Forming labor unions and engaging in strikes was just one of many battles that blacks would have to wage. To escape the racism and racial discrimination of Southern whites and provide better social and economic opportunities for themselves, some blacks in the closing years of Reconstruction either migrated to the West and Southwest or emigrated to Africa. Three of the best-known black proponents of emigrationist movements in the late 1870s were Benjamin “Pap” Singleton, Henry Adams, and Bishop Henry M. Turner.84 However, before this time, some blacks were already living in the West and Southwest, having moved to these areas either before or during the early years of Reconstruction. In these regions, black men found employment as railroad workers and miners. In San Francisco, black men who often were young and single worked as sailors and railroad laborers. Other black men joined cattle drives in Kansas, Texas, and Oklahoma as cooks and cowboys. Nat Love, for example, earned the nickname “Deadwood Dick” by winning a roping contest in Deadwood, Arizona. Still other black men in the West became farmers, taking advantage of the Homestead Act, which offered free land to those who agreed to cultivate it. Although it was difficult for black women in western cities to find employment other than domestic work, some secured jobs as laundresses.85
Not only did black men and women in the West demonstrate a great deal of determination to prosper, but some also succeeded. For instance, in 1865, blacks in San Francisco owned tobacco and soap factories as well as laundries and real estate offices. A small number of mining companies, such as the Colored Citizens of California, were organized by black men. In Nevada, Montana, Colorado, and Utah a few blacks owned silver mines. In addition, as a result of her thriftiness, Clara Brown, who cooked and washed for miners, became the first black member of the Colorado Pioneer Association in 1870.86 Anna Graham ran a successful beauty parlor in Virginia City, Nevada. And Sarah Miner built her deceased husband’s express and furniture-hauling venture into a successful business.87
THE TRIALS OF THE BUFFALO SOLDIERS
The vast majority of black men who enlisted in the U.S. Army went to the West and Southwest to serve in the many military campaigns against Native Americans. Black men were attracted to the army for many reasons. Regimental chaplains usually taught the soldiers, who displayed a keen desire for education, to read and write. The military also provided one of the few semblances of equality for blacks, since the prosperity of the post-Civil War years did not otherwise extend to them. It also represented a steady job in an overabundant labor market. The package deal for a recruit included food, clothing, shelter, and salary, with an annual increase of one dollar per month and a reenlistment bonus at the end of five years. While black regiments had more applicants than positions available, white regiments had difficulty in finding and retaining volunteers.
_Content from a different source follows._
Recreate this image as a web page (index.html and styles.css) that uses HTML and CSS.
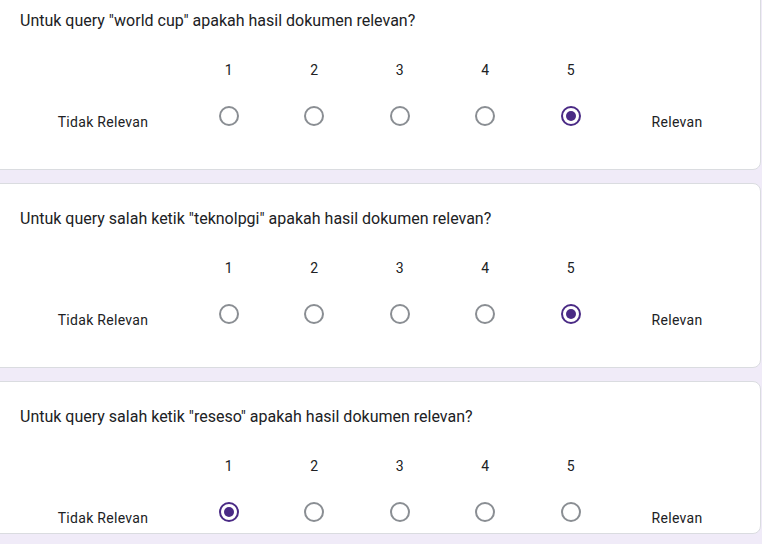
FILE: index.html
```html
<!DOCTYPE html>
<html lang="id">
<head>
<meta charset="utf-8">
<link rel="stylesheet" href="styles.css">
</head>
<body>
<div class="list">
  <div class="card">
    <div class="question">Untuk query "world cup" apakah hasil dokumen relevan?</div>
    <div class="scale">
      <div></div>
      <div class="num">1</div><div class="num">2</div><div class="num">3</div><div class="num">4</div><div class="num">5</div>
      <div></div>
      <div class="label">Tidak Relevan</div>
      <div class="cell"><span class="radio"></span></div>
      <div class="cell"><span class="radio"></span></div>
      <div class="cell"><span class="radio"></span></div>
      <div class="cell"><span class="radio"></span></div>
      <div class="cell"><span class="radio on"></span></div>
      <div class="label">Relevan</div>
    </div>
  </div>
  <div class="card">
    <div class="question">Untuk query salah ketik "teknolpgi" apakah hasil dokumen relevan?</div>
    <div class="scale">
      <div></div>
      <div class="num">1</div><div class="num">2</div><div class="num">3</div><div class="num">4</div><div class="num">5</div>
      <div></div>
      <div class="label">Tidak Relevan</div>
      <div class="cell"><span class="radio"></span></div>
      <div class="cell"><span class="radio"></span></div>
      <div class="cell"><span class="radio"></span></div>
      <div class="cell"><span class="radio"></span></div>
      <div class="cell"><span class="radio on"></span></div>
      <div class="label">Relevan</div>
    </div>
  </div>
  <div class="card card-last">
    <div class="question">Untuk query salah ketik "reseso" apakah hasil dokumen relevan?</div>
    <div class="scale">
      <div></div>
      <div class="num">1</div><div class="num">2</div><div class="num">3</div><div class="num">4</div><div class="num">5</div>
      <div></div>
      <div class="label">Tidak Relevan</div>
      <div class="cell"><span class="radio on"></span></div>
      <div class="cell"><span class="radio"></span></div>
      <div class="cell"><span class="radio"></span></div>
      <div class="cell"><span class="radio"></span></div>
      <div class="cell"><span class="radio"></span></div>
      <div class="label">Relevan</div>
    </div>
  </div>
</div>
</body>
</html>
```
FILE: styles.css
```css
html, body {
  margin: 0;
  padding: 0;
  background: #f0ebf8;
  overflow: hidden;
}
body {
  font-family: Roboto, "Liberation Sans", sans-serif;
  color: #202124;
}
.list {
  margin-top: -15px;
  padding-right: 1px;
  display: flex;
  flex-direction: column;
  gap: 13px;
}
.card {
  background: #fff;
  border: 1px solid #dadce0;
  border-radius: 8px;
  margin-left: -12px;
  padding: 23px 0 37px 31px;
}
.card-last {
  padding-bottom: 5px;
}
.question {
  font-size: 16px;
  line-height: 24px;
  letter-spacing: 0;
}
.scale {
  margin-top: 27px;
  display: grid;
  grid-template-columns: 166px repeat(5, 85.5px) 127px;
  grid-template-rows: 20px 26px;
  row-gap: 26px;
  font-size: 14px;
  line-height: 20px;
}
.num {
  text-align: center;
}
.label {
  text-align: center;
  align-self: end;
  letter-spacing: 0.3px;
}
.cell {
  display: flex;
  justify-content: center;
  align-items: flex-start;
}
.radio {
  width: 20px;
  height: 20px;
  box-sizing: border-box;
  border: 2px solid #8a8e93;
  border-radius: 50%;
  display: flex;
  align-items: center;
  justify-content: center;
}
.radio.on {
  border-color: #4a2a85;
}
.radio.on::after {
  content: "";
  width: 10px;
  height: 10px;
  border-radius: 50%;
  background: #4a2a85;
}
```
Moreover, as noted earlier, black volunteers viewed military service as an elevation in status and an opportunity to improve themselves.88 In fact, lithographs of black soldiers in action often hung in the homes of blacks as “symbols of hope for a better day.” Indeed, historian Rayford Logan captured the feelings of most blacks toward soldiers from their own community when he said, “We Negroes had little, at the turn of the century, to help sustain our faith in ourselves except the pride that we took in the Ninth and Tenth Cavalry, the Twenty-fourth and Twenty-fifth Infantry.”89
Black soldiers participating in the military campaigns in the West and Southwest against Native Americans numbered 12,500, about 20 percent of the total of U.S. soldiers deployed in these areas.90 Yet, until recently, very little was known about these men. Throughout the latter half of the twentieth century, Hollywood produced one movie after another on soldiers who fought Native Americans in the post-Civil War period without devoting much attention to the role of black soldiers. For better or worse, black soldiers played an integral role in winning the West for America. Although black soldiers were involved in their share of Native American firefights between the late 1860s and World War I, much of their duty in the West revolved around the mundane and the unglamorous. They built telegraph lines, escorted stagecoaches and government supply trains, protected supply lines, and chased bandits and hooligans.91
These black soldiers came to be called “Buffalo Soldiers,” a name given to them by Native Americans. Why Native Americans gave them this name is unclear. Perhaps it was due to their tenacity in battle,92 since buffaloes were regarded as tough and nearly impossible to subdue. It also may have been the similarity between the curly black hair of blacks and that of the buffalo or the dark brown skin of both.93 Whatever the reason, black soldiers, appreciating the comparison to the stoic animals considered sacred by the Native Americans, adopted the name. The Tenth Cavalry even added the image of a buffalo to their unit insignia.94
The Ninth and Tenth Cavalry and the Twenty-fourth and Twenty-fifth Infantry served throughout the West and Southwest against Native Americans for twenty-eight years. More than two hundred battles and skirmishes were fought by these regiments during that period. The Buffalo Soldiers won fourteen Congressional Medals of Honor, nine Certificates of Merit, and twenty-nine Orders of Honorable Mention between 1870 and 1890.95 Sergeant Emanuel Stance, a native of Charleston, barely five feet tall, became the first black to earn a Medal of Honor in the Native American wars in May 1870.96
In spite of the military accomplishments of the Buffalo Soldiers, they were regularly subjected to white racism and racial discrimination by U.S. Army officers. Not only were they forced to live and work in separate quarters, but they also had to endure inferior quarters, inferior food, inferior clothing, and even inferior leadership and training. An inspector at Fort Clark in Texas in 1872 wrote of the conditions that black soldiers there were being forced to endure: “The quarters are wretchedly [constructed]. All except two companies of cavalry are in huts.” He added that the officers’ quarters were also inadequate, “the guard house is cramped: the regimental Adjutant’s office is in a tent. There is no place for divine service or instruction.” The situation was even worse for those units on the move, as in the cas
e of a black infantry regiment serving on the Mexican border in Texas, which had not slept under a roof for several years. It was customary for commanders at military installations to force black units traveling on assignments throughout the West to sleep outside the fort’s walls if segregated facilities were not available inside.97 Their obvious vulnerability to Native American attacks while they slept apparently did not concern most army officials.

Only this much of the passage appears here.